- WHAT YOU ARE ASKED TO DO
Extract the listing in its entirety, keeping each line identical to the original.

────────────────

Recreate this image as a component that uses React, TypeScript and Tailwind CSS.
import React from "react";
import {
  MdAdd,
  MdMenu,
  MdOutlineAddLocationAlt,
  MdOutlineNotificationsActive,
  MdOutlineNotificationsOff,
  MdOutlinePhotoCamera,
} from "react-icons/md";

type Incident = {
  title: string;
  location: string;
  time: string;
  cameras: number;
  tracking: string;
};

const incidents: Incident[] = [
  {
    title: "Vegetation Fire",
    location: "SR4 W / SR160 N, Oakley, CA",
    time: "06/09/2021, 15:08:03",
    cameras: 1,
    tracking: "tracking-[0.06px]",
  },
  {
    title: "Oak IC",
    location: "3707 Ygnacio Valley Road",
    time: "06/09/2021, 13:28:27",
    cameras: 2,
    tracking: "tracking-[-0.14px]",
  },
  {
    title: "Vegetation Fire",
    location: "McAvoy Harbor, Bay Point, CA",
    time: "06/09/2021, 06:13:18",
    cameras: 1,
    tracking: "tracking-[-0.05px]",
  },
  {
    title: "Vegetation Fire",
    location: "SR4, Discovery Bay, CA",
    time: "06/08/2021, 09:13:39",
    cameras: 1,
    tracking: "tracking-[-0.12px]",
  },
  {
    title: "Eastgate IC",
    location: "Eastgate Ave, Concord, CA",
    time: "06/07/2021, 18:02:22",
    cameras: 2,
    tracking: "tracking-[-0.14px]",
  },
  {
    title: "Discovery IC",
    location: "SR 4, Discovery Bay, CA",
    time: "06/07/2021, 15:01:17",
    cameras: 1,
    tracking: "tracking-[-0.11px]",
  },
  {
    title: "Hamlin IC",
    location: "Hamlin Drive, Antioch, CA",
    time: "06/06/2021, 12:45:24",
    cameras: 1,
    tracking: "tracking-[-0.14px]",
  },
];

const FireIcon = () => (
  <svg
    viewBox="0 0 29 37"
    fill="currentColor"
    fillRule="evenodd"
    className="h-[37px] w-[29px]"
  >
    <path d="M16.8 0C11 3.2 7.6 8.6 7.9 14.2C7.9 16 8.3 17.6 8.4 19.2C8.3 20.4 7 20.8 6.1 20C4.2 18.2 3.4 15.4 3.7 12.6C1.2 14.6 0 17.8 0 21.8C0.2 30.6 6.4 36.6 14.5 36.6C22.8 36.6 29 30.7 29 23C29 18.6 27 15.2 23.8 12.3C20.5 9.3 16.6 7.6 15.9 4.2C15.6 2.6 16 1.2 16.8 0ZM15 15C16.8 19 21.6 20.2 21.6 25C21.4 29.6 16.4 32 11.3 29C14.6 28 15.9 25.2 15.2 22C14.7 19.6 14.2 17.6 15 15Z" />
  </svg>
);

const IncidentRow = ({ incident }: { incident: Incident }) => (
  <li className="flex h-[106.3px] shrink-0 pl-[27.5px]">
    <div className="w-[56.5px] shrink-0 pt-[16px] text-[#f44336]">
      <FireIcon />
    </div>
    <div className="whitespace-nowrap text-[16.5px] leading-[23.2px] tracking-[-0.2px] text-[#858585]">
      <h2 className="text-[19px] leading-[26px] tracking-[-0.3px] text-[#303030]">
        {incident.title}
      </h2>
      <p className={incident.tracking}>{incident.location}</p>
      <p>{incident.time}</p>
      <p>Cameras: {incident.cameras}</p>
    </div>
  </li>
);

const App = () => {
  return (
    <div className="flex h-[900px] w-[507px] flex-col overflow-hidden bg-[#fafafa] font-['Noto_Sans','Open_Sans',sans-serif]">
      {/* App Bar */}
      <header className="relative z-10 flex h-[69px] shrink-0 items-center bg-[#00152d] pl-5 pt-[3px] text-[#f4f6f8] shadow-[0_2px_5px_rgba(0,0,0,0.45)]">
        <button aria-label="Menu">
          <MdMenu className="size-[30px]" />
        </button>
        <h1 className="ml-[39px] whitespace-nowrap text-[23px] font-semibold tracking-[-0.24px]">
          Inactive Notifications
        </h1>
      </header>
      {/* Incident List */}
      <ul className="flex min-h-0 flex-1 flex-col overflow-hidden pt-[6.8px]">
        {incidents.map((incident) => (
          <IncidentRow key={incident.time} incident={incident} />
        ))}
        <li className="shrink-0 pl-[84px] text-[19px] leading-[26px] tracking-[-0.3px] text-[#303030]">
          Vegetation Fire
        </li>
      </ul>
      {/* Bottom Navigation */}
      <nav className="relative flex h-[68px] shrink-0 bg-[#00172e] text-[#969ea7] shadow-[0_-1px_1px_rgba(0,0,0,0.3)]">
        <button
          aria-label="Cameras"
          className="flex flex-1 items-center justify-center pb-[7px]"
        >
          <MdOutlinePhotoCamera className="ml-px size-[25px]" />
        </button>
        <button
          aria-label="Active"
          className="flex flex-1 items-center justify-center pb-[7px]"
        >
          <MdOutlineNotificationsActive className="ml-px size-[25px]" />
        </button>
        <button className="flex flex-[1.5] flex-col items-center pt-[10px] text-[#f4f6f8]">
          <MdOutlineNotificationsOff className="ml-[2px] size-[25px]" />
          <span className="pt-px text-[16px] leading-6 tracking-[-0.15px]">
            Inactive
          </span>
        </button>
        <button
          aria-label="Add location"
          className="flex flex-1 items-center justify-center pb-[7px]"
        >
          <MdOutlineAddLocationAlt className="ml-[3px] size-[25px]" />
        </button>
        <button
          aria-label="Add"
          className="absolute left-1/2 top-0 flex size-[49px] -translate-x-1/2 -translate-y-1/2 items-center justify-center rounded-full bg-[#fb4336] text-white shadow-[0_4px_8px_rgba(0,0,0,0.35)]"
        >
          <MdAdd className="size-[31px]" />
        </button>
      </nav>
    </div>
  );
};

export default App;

────────────────

- OUTPUT OF THE EXERCISE
Recreate this image as a component that uses React, TypeScript and Tailwind CSS.
import React from "react";
import {
  MdAdd,
  MdMenu,
  MdOutlineAddLocationAlt,
  MdOutlineNotificationsActive,
  MdOutlineNotificationsOff,
  MdOutlinePhotoCamera,
} from "react-icons/md";

type Incident = {
  title: string;
  location: string;
  time: string;
  cameras: number;
  tracking: string;
};

const incidents: Incident[] = [
  {
    title: "Vegetation Fire",
    location: "SR4 W / SR160 N, Oakley, CA",
    time: "06/09/2021, 15:08:03",
    cameras: 1,
    tracking: "tracking-[0.06px]",
  },
  {
    title: "Oak IC",
    location: "3707 Ygnacio Valley Road",
    time: "06/09/2021, 13:28:27",
    cameras: 2,
    tracking: "tracking-[-0.14px]",
  },
  {
    title: "Vegetation Fire",
    location: "McAvoy Harbor, Bay Point, CA",
    time: "06/09/2021, 06:13:18",
    cameras: 1,
    tracking: "tracking-[-0.05px]",
  },
  {
    title: "Vegetation Fire",
    location: "SR4, Discovery Bay, CA",
    time: "06/08/2021, 09:13:39",
    cameras: 1,
    tracking: "tracking-[-0.12px]",
  },
  {
    title: "Eastgate IC",
    location: "Eastgate Ave, Concord, CA",
    time: "06/07/2021, 18:02:22",
    cameras: 2,
    tracking: "tracking-[-0.14px]",
  },
  {
    title: "Discovery IC",
    location: "SR 4, Discovery Bay, CA",
    time: "06/07/2021, 15:01:17",
    cameras: 1,
    tracking: "tracking-[-0.11px]",
  },
  {
    title: "Hamlin IC",
    location: "Hamlin Drive, Antioch, CA",
    time: "06/06/2021, 12:45:24",
    cameras: 1,
    tracking: "tracking-[-0.14px]",
  },
];

const FireIcon = () => (
  <svg
    viewBox="0 0 29 37"
    fill="currentColor"
    fillRule="evenodd"
    className="h-[37px] w-[29px]"
  >
    <path d="M16.8 0C11 3.2 7.6 8.6 7.9 14.2C7.9 16 8.3 17.6 8.4 19.2C8.3 20.4 7 20.8 6.1 20C4.2 18.2 3.4 15.4 3.7 12.6C1.2 14.6 0 17.8 0 21.8C0.2 30.6 6.4 36.6 14.5 36.6C22.8 36.6 29 30.7 29 23C29 18.6 27 15.2 23.8 12.3C20.5 9.3 16.6 7.6 15.9 4.2C15.6 2.6 16 1.2 16.8 0ZM15 15C16.8 19 21.6 20.2 21.6 25C21.4 29.6 16.4 32 11.3 29C14.6 28 15.9 25.2 15.2 22C14.7 19.6 14.2 17.6 15 15Z" />
  </svg>
);

const IncidentRow = ({ incident }: { incident: Incident }) => (
  <li className="flex h-[106.3px] shrink-0 pl-[27.5px]">
    <div className="w-[56.5px] shrink-0 pt-[16px] text-[#f44336]">
      <FireIcon />
    </div>
    <div className="whitespace-nowrap text-[16.5px] leading-[23.2px] tracking-[-0.2px] text-[#858585]">
      <h2 className="text-[19px] leading-[26px] tracking-[-0.3px] text-[#303030]">
        {incident.title}
      </h2>
      <p className={incident.tracking}>{incident.location}</p>
      <p>{incident.time}</p>
      <p>Cameras: {incident.cameras}</p>
    </div>
  </li>
);

const App = () => {
  return (
    <div className="flex h-[900px] w-[507px] flex-col overflow-hidden bg-[#fafafa] font-['Noto_Sans','Open_Sans',sans-serif]">
      {/* App Bar */}
      <header className="relative z-10 flex h-[69px] shrink-0 items-center bg-[#00152d] pl-5 pt-[3px] text-[#f4f6f8] shadow-[0_2px_5px_rgba(0,0,0,0.45)]">
        <button aria-label="Menu">
          <MdMenu className="size-[30px]" />
        </button>
        <h1 className="ml-[39px] whitespace-nowrap text-[23px] font-semibold tracking-[-0.24px]">
          Inactive Notifications
        </h1>
      </header>
      {/* Incident List */}
      <ul className="flex min-h-0 flex-1 flex-col overflow-hidden pt-[6.8px]">
        {incidents.map((incident) => (
          <IncidentRow key={incident.time} incident={incident} />
        ))}
        <li className="shrink-0 pl-[84px] text-[19px] leading-[26px] tracking-[-0.3px] text-[#303030]">
          Vegetation Fire
        </li>
      </ul>
      {/* Bottom Navigation */}
      <nav className="relative flex h-[68px] shrink-0 bg-[#00172e] text-[#969ea7] shadow-[0_-1px_1px_rgba(0,0,0,0.3)]">
        <button
          aria-label="Cameras"
          className="flex flex-1 items-center justify-center pb-[7px]"
        >
          <MdOutlinePhotoCamera className="ml-px size-[25px]" />
        </button>
        <button
          aria-label="Active"
          className="flex flex-1 items-center justify-center pb-[7px]"
        >
          <MdOutlineNotificationsActive className="ml-px size-[25px]" />
        </button>
        <button className="flex flex-[1.5] flex-col items-center pt-[10px] text-[#f4f6f8]">
          <MdOutlineNotificationsOff className="ml-[2px] size-[25px]" />
          <span className="pt-px text-[16px] leading-6 tracking-[-0.15px]">
            Inactive
          </span>
        </button>
        <button
          aria-label="Add location"
          className="flex flex-1 items-center justify-center pb-[7px]"
        >
          <MdOutlineAddLocationAlt className="ml-[3px] size-[25px]" />
        </button>
        <button
          aria-label="Add"
          className="absolute left-1/2 top-0 flex size-[49px] -translate-x-1/2 -translate-y-1/2 items-center justify-center rounded-full bg-[#fb4336] text-white shadow-[0_4px_8px_rgba(0,0,0,0.35)]"
        >
          <MdAdd className="size-[31px]" />
        </button>
      </nav>
    </div>
  );
};

export default App;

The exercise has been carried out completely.